# EXERCISE REQUIREMENTS:
Using the listing below, extract each line that has the word "styles" in it.

Pages as source code
_____

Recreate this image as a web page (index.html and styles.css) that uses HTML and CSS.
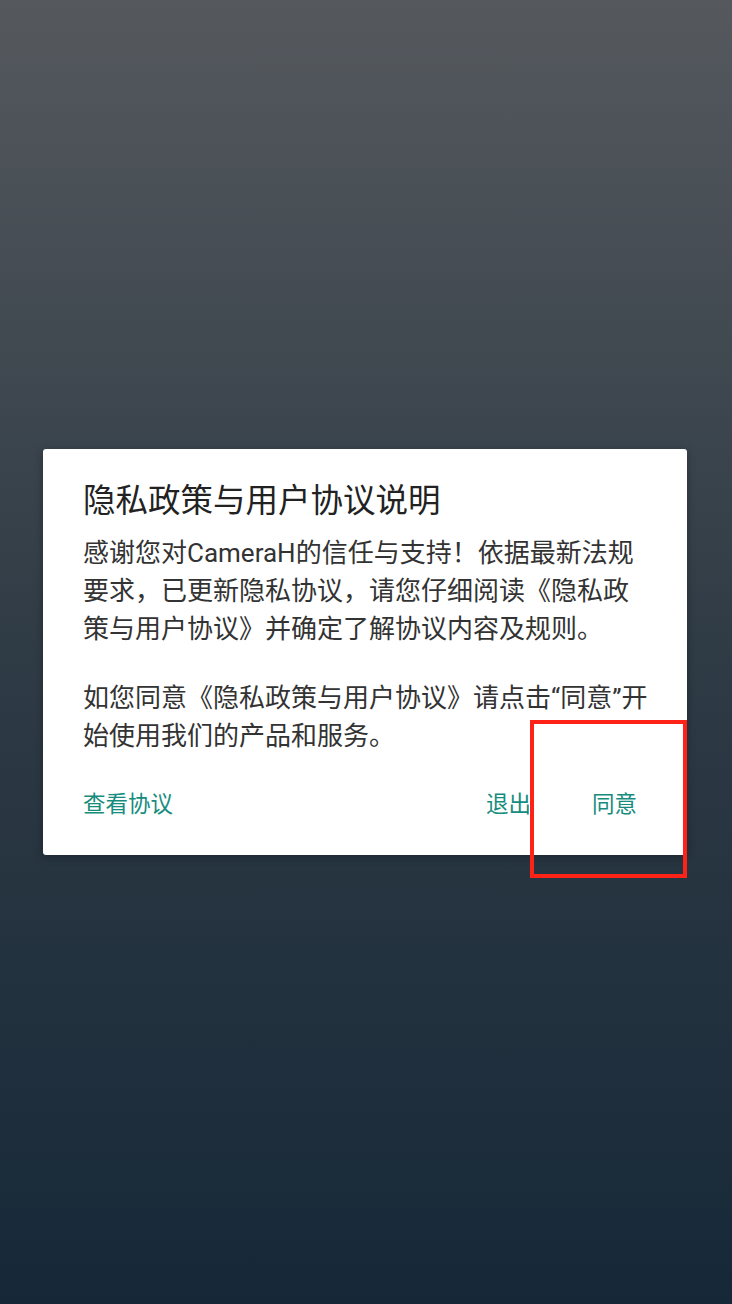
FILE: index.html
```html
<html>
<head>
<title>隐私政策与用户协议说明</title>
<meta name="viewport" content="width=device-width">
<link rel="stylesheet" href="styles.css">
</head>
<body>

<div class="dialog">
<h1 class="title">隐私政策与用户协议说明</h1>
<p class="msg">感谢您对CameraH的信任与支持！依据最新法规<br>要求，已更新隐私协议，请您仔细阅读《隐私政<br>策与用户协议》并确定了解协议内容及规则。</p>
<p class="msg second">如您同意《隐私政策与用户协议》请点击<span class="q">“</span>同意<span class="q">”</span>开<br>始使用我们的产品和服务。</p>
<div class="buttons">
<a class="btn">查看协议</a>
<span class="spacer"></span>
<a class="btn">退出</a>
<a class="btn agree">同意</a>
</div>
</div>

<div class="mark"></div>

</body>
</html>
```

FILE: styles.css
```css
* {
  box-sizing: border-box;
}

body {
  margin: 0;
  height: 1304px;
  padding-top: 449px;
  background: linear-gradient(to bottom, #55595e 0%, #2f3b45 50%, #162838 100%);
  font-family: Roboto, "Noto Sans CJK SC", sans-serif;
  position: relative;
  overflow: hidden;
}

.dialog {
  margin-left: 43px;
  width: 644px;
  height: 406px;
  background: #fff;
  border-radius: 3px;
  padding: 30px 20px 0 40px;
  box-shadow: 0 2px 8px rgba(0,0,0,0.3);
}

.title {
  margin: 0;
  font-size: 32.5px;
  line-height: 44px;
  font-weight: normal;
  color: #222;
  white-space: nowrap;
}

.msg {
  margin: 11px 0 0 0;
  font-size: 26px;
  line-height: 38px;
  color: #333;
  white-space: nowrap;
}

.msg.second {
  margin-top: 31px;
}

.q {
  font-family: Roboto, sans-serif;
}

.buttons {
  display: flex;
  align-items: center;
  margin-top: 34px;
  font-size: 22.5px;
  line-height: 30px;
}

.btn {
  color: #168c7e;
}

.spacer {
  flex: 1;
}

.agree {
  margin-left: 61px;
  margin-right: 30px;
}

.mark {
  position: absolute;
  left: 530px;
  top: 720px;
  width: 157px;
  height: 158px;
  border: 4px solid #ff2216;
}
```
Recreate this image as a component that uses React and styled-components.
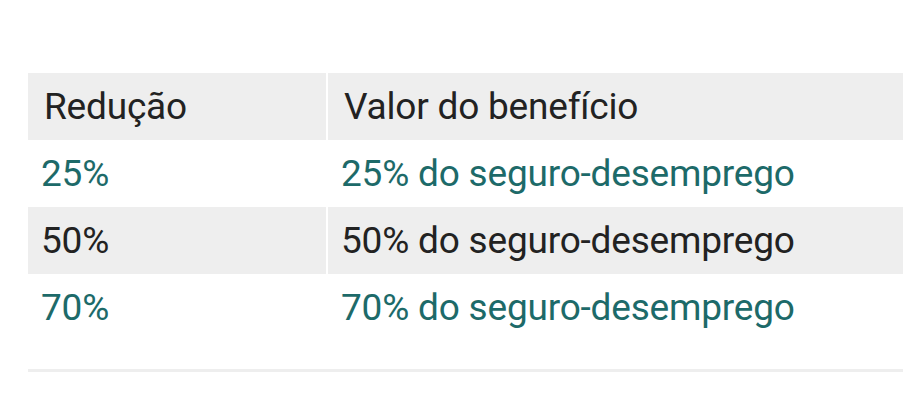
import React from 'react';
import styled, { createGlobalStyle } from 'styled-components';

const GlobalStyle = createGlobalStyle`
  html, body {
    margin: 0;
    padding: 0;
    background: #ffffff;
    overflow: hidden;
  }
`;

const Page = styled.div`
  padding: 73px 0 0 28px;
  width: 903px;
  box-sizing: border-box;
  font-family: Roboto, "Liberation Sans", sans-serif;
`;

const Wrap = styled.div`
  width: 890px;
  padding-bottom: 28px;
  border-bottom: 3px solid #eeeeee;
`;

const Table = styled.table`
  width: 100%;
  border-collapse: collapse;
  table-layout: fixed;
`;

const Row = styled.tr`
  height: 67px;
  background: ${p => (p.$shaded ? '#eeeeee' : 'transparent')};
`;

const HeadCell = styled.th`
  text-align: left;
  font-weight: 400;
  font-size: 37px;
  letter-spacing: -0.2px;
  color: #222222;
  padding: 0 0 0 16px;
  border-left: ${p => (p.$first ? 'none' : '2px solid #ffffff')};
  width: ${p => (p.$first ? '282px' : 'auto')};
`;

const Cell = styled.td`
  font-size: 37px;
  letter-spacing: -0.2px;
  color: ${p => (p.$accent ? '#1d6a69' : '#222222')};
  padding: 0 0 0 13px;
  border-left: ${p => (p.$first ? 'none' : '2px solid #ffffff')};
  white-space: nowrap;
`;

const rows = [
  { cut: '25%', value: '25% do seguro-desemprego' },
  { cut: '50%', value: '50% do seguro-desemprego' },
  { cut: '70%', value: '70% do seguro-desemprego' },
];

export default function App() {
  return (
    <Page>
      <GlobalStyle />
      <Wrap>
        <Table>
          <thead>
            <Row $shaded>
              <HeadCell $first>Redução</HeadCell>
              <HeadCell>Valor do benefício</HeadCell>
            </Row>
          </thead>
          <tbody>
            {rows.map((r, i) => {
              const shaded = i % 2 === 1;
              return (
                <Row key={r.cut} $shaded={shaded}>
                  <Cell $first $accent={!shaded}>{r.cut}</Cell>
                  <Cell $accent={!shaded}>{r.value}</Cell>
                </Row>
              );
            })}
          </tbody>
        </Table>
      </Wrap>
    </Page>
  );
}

_____

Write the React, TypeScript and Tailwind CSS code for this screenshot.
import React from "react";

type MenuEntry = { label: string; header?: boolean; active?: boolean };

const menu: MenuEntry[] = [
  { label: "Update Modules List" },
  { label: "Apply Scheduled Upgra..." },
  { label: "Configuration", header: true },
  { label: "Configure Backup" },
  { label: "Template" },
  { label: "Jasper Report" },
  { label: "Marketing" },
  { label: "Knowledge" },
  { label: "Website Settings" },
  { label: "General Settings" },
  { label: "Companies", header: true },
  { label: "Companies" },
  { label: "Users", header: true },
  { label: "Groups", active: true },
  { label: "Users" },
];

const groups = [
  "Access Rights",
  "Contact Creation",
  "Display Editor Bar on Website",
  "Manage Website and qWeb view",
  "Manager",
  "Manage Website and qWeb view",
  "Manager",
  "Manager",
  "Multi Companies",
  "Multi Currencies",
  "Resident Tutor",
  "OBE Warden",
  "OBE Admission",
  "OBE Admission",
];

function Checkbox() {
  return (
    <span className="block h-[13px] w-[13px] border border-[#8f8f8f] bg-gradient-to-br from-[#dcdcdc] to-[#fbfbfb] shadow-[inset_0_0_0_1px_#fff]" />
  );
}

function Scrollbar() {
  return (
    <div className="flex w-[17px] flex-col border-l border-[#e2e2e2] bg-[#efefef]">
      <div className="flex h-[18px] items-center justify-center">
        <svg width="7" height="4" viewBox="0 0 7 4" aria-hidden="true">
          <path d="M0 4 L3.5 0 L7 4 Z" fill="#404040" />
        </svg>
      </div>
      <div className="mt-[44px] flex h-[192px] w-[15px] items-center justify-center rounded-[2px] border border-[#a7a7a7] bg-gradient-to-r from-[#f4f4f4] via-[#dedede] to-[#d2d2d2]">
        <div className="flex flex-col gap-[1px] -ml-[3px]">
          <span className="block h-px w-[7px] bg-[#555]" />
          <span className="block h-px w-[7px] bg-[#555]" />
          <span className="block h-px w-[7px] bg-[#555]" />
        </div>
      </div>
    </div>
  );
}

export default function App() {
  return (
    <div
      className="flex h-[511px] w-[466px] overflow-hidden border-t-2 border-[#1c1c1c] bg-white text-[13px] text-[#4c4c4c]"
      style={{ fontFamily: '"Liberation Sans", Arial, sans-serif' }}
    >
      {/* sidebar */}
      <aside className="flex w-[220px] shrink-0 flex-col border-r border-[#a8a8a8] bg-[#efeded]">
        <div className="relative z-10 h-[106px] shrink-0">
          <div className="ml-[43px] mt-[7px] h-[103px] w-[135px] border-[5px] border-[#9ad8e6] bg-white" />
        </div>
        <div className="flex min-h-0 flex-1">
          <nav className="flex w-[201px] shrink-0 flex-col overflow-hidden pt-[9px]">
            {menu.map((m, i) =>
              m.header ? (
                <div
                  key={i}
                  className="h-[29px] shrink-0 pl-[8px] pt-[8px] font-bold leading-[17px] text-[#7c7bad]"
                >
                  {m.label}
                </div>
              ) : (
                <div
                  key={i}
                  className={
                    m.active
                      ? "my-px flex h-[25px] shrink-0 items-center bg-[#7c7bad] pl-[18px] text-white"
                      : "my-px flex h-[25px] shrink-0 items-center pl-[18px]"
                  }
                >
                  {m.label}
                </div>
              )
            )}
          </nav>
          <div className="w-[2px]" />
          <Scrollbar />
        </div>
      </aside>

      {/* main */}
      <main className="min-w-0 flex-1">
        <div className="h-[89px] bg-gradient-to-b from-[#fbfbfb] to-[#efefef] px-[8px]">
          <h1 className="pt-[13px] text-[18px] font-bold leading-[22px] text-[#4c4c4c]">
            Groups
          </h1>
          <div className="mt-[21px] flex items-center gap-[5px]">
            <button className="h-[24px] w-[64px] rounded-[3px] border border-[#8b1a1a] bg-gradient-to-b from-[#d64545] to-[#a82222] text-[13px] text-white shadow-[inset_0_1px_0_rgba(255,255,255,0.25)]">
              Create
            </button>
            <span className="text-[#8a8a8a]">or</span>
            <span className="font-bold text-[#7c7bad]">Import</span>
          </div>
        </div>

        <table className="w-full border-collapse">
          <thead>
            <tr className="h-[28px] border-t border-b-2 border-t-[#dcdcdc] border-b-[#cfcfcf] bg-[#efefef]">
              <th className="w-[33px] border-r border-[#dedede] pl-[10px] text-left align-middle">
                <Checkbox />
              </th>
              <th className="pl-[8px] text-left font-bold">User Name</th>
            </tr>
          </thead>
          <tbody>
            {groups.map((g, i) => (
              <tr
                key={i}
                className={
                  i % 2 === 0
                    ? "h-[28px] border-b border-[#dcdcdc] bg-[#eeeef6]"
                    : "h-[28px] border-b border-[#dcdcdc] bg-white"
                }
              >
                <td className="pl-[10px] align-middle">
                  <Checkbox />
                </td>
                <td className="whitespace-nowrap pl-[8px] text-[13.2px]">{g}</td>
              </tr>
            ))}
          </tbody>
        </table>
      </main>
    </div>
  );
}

_____

# PROBLEM SOLUTION:
Recreate this image as a web page (index.html and styles.css) that uses HTML and CSS.
<link rel="stylesheet" href="styles.css">
FILE: styles.css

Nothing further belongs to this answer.